Data listing
--*--
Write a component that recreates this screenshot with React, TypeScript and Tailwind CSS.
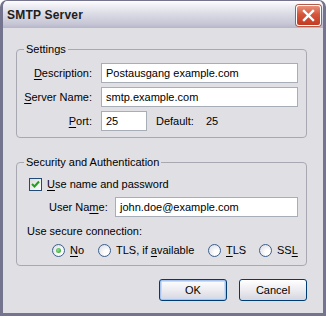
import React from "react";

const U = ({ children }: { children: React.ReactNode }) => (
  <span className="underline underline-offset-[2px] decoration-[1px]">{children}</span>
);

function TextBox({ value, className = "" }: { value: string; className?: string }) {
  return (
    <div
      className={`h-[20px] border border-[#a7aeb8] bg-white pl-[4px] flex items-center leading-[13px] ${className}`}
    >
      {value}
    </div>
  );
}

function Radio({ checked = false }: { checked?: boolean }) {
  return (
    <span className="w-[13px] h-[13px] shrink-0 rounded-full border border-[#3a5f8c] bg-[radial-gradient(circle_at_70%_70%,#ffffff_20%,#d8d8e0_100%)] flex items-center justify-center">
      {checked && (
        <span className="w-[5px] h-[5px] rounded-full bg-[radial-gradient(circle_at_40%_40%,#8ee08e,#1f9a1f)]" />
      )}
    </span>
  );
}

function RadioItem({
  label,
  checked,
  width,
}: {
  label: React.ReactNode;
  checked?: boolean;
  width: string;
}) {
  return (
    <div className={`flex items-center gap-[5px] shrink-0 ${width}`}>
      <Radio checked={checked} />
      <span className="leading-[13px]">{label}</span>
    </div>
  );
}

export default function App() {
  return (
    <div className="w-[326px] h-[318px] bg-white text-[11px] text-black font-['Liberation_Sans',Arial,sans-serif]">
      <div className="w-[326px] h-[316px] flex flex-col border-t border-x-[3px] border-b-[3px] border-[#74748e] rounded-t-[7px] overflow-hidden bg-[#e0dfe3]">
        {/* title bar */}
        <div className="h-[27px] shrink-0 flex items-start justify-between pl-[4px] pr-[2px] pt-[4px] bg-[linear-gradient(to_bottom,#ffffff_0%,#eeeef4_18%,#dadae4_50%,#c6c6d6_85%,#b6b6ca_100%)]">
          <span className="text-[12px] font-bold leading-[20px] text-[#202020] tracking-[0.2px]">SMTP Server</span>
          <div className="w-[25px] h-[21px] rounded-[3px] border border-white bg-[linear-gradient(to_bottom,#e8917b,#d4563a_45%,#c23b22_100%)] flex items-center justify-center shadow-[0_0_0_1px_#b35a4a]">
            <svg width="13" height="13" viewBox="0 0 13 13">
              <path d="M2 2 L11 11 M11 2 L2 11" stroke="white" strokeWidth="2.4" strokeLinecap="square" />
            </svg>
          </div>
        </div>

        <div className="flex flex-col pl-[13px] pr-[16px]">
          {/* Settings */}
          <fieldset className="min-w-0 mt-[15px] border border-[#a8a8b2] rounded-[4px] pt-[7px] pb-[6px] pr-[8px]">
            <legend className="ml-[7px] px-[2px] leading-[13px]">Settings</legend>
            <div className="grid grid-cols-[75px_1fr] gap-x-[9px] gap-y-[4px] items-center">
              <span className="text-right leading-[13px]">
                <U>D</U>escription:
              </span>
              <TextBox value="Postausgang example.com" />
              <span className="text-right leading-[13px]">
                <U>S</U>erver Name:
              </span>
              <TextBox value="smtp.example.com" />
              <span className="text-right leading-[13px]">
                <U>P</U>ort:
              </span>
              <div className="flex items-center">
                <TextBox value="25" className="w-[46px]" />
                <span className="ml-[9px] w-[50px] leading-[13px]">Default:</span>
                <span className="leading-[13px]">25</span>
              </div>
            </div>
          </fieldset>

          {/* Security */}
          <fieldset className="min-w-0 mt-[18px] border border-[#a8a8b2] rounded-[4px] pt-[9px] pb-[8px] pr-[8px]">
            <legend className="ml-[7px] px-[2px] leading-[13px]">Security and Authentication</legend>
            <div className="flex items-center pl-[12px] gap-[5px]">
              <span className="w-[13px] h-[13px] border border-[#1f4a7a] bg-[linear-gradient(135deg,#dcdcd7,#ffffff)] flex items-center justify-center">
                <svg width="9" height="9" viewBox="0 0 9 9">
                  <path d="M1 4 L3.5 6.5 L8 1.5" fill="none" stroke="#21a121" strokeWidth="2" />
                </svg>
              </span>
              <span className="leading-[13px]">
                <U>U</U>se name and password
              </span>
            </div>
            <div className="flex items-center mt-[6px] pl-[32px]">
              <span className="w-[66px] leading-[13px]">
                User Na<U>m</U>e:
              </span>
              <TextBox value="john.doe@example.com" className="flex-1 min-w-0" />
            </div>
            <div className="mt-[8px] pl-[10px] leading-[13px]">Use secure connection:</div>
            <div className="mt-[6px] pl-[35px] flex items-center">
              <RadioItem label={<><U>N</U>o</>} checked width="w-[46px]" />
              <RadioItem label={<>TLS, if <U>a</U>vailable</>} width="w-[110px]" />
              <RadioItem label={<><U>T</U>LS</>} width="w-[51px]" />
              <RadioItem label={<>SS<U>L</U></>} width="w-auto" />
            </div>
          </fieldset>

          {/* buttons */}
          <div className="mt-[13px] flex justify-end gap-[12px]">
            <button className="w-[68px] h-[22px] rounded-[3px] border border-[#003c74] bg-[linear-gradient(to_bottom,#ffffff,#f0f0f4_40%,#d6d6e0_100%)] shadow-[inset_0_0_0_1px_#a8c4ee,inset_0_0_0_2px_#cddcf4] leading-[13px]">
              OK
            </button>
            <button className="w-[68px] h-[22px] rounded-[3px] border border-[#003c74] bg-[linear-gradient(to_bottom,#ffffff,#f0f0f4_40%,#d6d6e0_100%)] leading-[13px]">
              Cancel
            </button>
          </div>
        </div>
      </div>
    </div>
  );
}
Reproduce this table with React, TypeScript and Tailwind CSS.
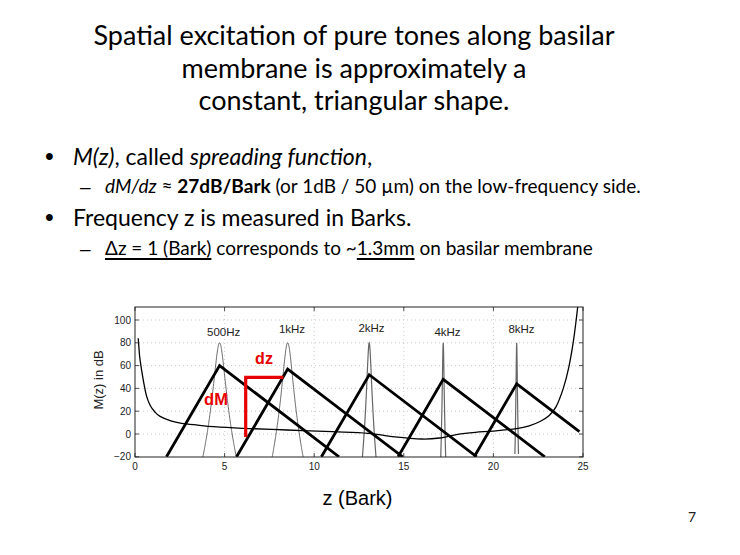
--*--
> **WHAT THIS TASK INVOLVES**:
All of the entries above should be copied exactly, except for the pictures.

> **ANSWER**:
Write a component that recreates this screenshot with React, TypeScript and Tailwind CSS.
import React from "react";

const U = ({ children }: { children: React.ReactNode }) => (
  <span className="underline underline-offset-[2px] decoration-[1px]">{children}</span>
);

function TextBox({ value, className = "" }: { value: string; className?: string }) {
  return (
    <div
      className={`h-[20px] border border-[#a7aeb8] bg-white pl-[4px] flex items-center leading-[13px] ${className}`}
    >
      {value}
    </div>
  );
}

function Radio({ checked = false }: { checked?: boolean }) {
  return (
    <span className="w-[13px] h-[13px] shrink-0 rounded-full border border-[#3a5f8c] bg-[radial-gradient(circle_at_70%_70%,#ffffff_20%,#d8d8e0_100%)] flex items-center justify-center">
      {checked && (
        <span className="w-[5px] h-[5px] rounded-full bg-[radial-gradient(circle_at_40%_40%,#8ee08e,#1f9a1f)]" />
      )}
    </span>
  );
}

function RadioItem({
  label,
  checked,
  width,
}: {
  label: React.ReactNode;
  checked?: boolean;
  width: string;
}) {
  return (
    <div className={`flex items-center gap-[5px] shrink-0 ${width}`}>
      <Radio checked={checked} />
      <span className="leading-[13px]">{label}</span>
    </div>
  );
}

export default function App() {
  return (
    <div className="w-[326px] h-[318px] bg-white text-[11px] text-black font-['Liberation_Sans',Arial,sans-serif]">
      <div className="w-[326px] h-[316px] flex flex-col border-t border-x-[3px] border-b-[3px] border-[#74748e] rounded-t-[7px] overflow-hidden bg-[#e0dfe3]">
        {/* title bar */}
        <div className="h-[27px] shrink-0 flex items-start justify-between pl-[4px] pr-[2px] pt-[4px] bg-[linear-gradient(to_bottom,#ffffff_0%,#eeeef4_18%,#dadae4_50%,#c6c6d6_85%,#b6b6ca_100%)]">
          <span className="text-[12px] font-bold leading-[20px] text-[#202020] tracking-[0.2px]">SMTP Server</span>
          <div className="w-[25px] h-[21px] rounded-[3px] border border-white bg-[linear-gradient(to_bottom,#e8917b,#d4563a_45%,#c23b22_100%)] flex items-center justify-center shadow-[0_0_0_1px_#b35a4a]">
            <svg width="13" height="13" viewBox="0 0 13 13">
              <path d="M2 2 L11 11 M11 2 L2 11" stroke="white" strokeWidth="2.4" strokeLinecap="square" />
            </svg>
          </div>
        </div>

        <div className="flex flex-col pl-[13px] pr-[16px]">
          {/* Settings */}
          <fieldset className="min-w-0 mt-[15px] border border-[#a8a8b2] rounded-[4px] pt-[7px] pb-[6px] pr-[8px]">
            <legend className="ml-[7px] px-[2px] leading-[13px]">Settings</legend>
            <div className="grid grid-cols-[75px_1fr] gap-x-[9px] gap-y-[4px] items-center">
              <span className="text-right leading-[13px]">
                <U>D</U>escription:
              </span>
              <TextBox value="Postausgang example.com" />
              <span className="text-right leading-[13px]">
                <U>S</U>erver Name:
              </span>
              <TextBox value="smtp.example.com" />
              <span className="text-right leading-[13px]">
                <U>P</U>ort:
              </span>
              <div className="flex items-center">
                <TextBox value="25" className="w-[46px]" />
                <span className="ml-[9px] w-[50px] leading-[13px]">Default:</span>
                <span className="leading-[13px]">25</span>
              </div>
            </div>
          </fieldset>

          {/* Security */}
          <fieldset className="min-w-0 mt-[18px] border border-[#a8a8b2] rounded-[4px] pt-[9px] pb-[8px] pr-[8px]">
            <legend className="ml-[7px] px-[2px] leading-[13px]">Security and Authentication</legend>
            <div className="flex items-center pl-[12px] gap-[5px]">
              <span className="w-[13px] h-[13px] border border-[#1f4a7a] bg-[linear-gradient(135deg,#dcdcd7,#ffffff)] flex items-center justify-center">
                <svg width="9" height="9" viewBox="0 0 9 9">
                  <path d="M1 4 L3.5 6.5 L8 1.5" fill="none" stroke="#21a121" strokeWidth="2" />
                </svg>
              </span>
              <span className="leading-[13px]">
                <U>U</U>se name and password
              </span>
            </div>
            <div className="flex items-center mt-[6px] pl-[32px]">
              <span className="w-[66px] leading-[13px]">
                User Na<U>m</U>e:
              </span>
              <TextBox value="john.doe@example.com" className="flex-1 min-w-0" />
            </div>
            <div className="mt-[8px] pl-[10px] leading-[13px]">Use secure connection:</div>
            <div className="mt-[6px] pl-[35px] flex items-center">
              <RadioItem label={<><U>N</U>o</>} checked width="w-[46px]" />
              <RadioItem label={<>TLS, if <U>a</U>vailable</>} width="w-[110px]" />
              <RadioItem label={<><U>T</U>LS</>} width="w-[51px]" />
              <RadioItem label={<>SS<U>L</U></>} width="w-auto" />
            </div>
          </fieldset>

          {/* buttons */}
          <div className="mt-[13px] flex justify-end gap-[12px]">
            <button className="w-[68px] h-[22px] rounded-[3px] border border-[#003c74] bg-[linear-gradient(to_bottom,#ffffff,#f0f0f4_40%,#d6d6e0_100%)] shadow-[inset_0_0_0_1px_#a8c4ee,inset_0_0_0_2px_#cddcf4] leading-[13px]">
              OK
            </button>
            <button className="w-[68px] h-[22px] rounded-[3px] border border-[#003c74] bg-[linear-gradient(to_bottom,#ffffff,#f0f0f4_40%,#d6d6e0_100%)] leading-[13px]">
              Cancel
            </button>
          </div>
        </div>
      </div>
    </div>
  );
}
Reproduce this table with React, TypeScript and Tailwind CSS.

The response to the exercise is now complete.